* _EXERCISE PROMPT_
Using the records provided below, locate and copy each line that contains the word "this".

* _RAW DATA_
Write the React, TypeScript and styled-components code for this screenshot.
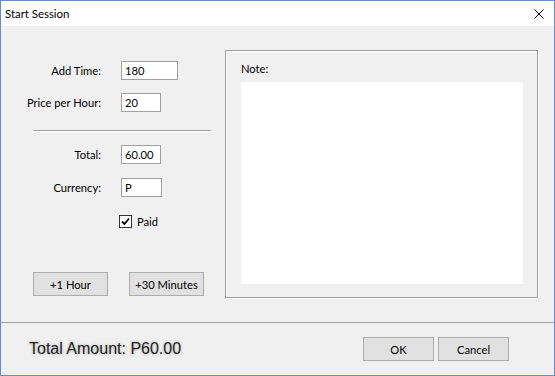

* * *

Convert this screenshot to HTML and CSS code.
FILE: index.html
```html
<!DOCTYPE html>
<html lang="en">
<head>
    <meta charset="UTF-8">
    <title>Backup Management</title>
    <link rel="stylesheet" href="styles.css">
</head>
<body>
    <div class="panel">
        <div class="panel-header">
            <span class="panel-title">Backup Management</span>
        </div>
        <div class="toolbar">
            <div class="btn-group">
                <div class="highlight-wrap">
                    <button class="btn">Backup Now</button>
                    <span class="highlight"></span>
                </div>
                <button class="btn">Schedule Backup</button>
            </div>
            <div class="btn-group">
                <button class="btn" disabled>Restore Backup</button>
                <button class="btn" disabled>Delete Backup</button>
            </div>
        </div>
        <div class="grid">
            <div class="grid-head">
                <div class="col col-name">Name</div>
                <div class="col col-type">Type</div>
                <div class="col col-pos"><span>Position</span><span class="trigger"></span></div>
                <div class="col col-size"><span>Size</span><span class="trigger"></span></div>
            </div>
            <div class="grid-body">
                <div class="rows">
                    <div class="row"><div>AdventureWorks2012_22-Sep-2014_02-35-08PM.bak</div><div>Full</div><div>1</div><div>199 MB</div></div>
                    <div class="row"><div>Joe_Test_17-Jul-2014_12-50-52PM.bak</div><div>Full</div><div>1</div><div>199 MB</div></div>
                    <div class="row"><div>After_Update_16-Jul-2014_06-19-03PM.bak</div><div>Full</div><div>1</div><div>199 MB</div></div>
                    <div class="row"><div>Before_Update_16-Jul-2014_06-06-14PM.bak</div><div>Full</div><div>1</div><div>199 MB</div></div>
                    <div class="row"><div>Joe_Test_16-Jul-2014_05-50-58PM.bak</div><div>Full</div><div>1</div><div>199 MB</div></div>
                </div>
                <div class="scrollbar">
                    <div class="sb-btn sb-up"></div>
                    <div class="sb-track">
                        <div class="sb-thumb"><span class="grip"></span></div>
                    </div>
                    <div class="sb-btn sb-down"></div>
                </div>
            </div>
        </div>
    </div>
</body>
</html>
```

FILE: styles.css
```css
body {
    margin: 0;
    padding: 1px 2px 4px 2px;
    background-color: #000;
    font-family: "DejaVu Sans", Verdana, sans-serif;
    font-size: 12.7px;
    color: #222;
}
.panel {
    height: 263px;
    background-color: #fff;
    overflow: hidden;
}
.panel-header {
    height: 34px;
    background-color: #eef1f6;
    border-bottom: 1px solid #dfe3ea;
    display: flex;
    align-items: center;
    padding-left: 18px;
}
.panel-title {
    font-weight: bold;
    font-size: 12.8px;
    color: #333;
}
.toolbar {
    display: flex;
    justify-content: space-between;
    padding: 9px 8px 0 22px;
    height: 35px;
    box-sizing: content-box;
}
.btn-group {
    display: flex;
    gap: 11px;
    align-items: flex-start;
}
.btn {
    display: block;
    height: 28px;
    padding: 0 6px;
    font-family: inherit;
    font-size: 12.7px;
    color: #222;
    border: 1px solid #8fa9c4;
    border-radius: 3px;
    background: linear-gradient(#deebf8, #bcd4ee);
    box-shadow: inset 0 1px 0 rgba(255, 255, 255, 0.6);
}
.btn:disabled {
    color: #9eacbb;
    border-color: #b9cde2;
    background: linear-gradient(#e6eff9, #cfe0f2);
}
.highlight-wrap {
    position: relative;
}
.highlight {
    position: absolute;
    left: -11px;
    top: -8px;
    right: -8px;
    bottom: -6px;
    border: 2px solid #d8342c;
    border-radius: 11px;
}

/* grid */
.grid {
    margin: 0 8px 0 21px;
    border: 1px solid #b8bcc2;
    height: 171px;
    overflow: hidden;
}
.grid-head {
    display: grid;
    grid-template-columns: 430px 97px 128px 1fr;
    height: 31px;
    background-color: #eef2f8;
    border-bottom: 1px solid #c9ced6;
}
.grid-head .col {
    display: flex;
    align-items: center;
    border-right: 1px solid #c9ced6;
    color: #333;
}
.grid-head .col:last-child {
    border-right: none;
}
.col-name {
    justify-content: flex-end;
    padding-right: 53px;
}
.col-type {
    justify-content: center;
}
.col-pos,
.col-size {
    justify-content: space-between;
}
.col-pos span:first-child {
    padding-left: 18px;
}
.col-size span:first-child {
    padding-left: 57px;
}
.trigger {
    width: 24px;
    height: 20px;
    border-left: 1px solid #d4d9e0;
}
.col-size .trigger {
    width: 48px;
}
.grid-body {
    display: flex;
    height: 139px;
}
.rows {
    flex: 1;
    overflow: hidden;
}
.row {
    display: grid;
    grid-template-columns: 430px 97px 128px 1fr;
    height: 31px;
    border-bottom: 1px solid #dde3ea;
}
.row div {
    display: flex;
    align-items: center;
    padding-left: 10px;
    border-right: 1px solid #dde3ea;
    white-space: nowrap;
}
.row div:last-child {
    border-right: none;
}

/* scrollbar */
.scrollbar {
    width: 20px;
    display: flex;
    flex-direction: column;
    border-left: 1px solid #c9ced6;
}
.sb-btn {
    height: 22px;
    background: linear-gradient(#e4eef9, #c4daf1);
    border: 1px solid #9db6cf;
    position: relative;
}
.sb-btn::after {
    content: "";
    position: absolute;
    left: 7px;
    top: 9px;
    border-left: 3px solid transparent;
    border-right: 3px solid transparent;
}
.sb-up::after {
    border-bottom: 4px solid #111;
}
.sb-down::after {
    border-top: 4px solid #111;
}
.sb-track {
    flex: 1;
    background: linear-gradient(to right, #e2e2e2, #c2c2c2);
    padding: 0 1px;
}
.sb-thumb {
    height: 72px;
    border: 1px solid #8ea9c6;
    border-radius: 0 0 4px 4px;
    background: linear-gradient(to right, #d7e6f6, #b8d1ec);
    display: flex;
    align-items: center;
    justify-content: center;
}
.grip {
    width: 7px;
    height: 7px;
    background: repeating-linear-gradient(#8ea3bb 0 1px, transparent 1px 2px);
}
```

* _SOLUTION TO THE EXERCISE_
Write the React, TypeScript and styled-components code for this screenshot.
Convert this screenshot to HTML and CSS code.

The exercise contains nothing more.